Write out the listing below in full and exactly, leaving out every picture.

:::::

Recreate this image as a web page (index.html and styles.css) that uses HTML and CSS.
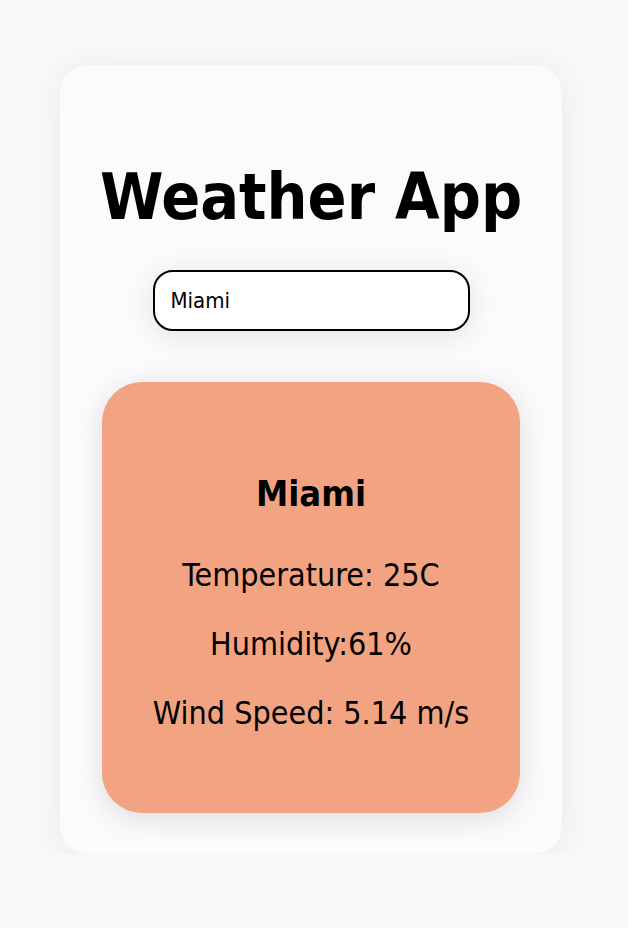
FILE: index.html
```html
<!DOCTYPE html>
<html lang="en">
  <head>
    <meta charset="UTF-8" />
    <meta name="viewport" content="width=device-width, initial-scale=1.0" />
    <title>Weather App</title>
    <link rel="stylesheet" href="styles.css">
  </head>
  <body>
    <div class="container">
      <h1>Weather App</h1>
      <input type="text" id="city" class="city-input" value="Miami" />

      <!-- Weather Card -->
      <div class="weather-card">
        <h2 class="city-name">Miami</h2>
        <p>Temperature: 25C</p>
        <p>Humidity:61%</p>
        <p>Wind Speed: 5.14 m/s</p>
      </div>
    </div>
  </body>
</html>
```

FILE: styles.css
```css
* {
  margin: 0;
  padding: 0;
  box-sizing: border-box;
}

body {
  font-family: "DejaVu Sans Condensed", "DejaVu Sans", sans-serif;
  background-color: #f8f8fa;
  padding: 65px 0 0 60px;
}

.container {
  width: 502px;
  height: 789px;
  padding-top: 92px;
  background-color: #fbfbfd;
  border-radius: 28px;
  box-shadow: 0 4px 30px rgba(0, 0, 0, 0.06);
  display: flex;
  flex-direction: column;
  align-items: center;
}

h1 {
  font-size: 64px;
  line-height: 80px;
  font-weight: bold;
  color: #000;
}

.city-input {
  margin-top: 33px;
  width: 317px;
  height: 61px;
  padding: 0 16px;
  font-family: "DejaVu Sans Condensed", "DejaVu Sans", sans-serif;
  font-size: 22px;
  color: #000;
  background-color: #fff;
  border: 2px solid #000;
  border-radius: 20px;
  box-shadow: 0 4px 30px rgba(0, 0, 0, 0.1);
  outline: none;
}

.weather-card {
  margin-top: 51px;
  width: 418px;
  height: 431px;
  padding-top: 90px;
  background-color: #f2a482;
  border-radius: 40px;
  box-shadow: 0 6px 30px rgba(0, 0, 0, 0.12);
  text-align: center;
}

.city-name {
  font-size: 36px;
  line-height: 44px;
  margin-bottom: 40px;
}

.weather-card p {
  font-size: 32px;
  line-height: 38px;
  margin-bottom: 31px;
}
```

:::::

• FULL SOLUTION
Recreate this image as a web page (index.html and styles.css) that uses HTML and CSS.
FILE: index.html
```html
<!DOCTYPE html>
<html lang="en">
  <head>
    <meta charset="UTF-8" />
    <meta name="viewport" content="width=device-width, initial-scale=1.0" />
    <title>Weather App</title>
    <link rel="stylesheet" href="styles.css">
  </head>
  <body>
    <div class="container">
      <h1>Weather App</h1>
      <input type="text" id="city" class="city-input" value="Miami" />

      <!-- Weather Card -->
      <div class="weather-card">
        <h2 class="city-name">Miami</h2>
        <p>Temperature: 25C</p>
        <p>Humidity:61%</p>
        <p>Wind Speed: 5.14 m/s</p>
      </div>
    </div>
  </body>
</html>
```

FILE: styles.css
```css
* {
  margin: 0;
  padding: 0;
  box-sizing: border-box;
}

body {
  font-family: "DejaVu Sans Condensed", "DejaVu Sans", sans-serif;
  background-color: #f8f8fa;
  padding: 65px 0 0 60px;
}

.container {
  width: 502px;
  height: 789px;
  padding-top: 92px;
  background-color: #fbfbfd;
  border-radius: 28px;
  box-shadow: 0 4px 30px rgba(0, 0, 0, 0.06);
  display: flex;
  flex-direction: column;
  align-items: center;
}

h1 {
  font-size: 64px;
  line-height: 80px;
  font-weight: bold;
  color: #000;
}

.city-input {
  margin-top: 33px;
  width: 317px;
  height: 61px;
  padding: 0 16px;
  font-family: "DejaVu Sans Condensed", "DejaVu Sans", sans-serif;
  font-size: 22px;
  color: #000;
  background-color: #fff;
  border: 2px solid #000;
  border-radius: 20px;
  box-shadow: 0 4px 30px rgba(0, 0, 0, 0.1);
  outline: none;
}

.weather-card {
  margin-top: 51px;
  width: 418px;
  height: 431px;
  padding-top: 90px;
  background-color: #f2a482;
  border-radius: 40px;
  box-shadow: 0 6px 30px rgba(0, 0, 0, 0.12);
  text-align: center;
}

.city-name {
  font-size: 36px;
  line-height: 44px;
  margin-bottom: 40px;
}

.weather-card p {
  font-size: 32px;
  line-height: 38px;
  margin-bottom: 31px;
}
```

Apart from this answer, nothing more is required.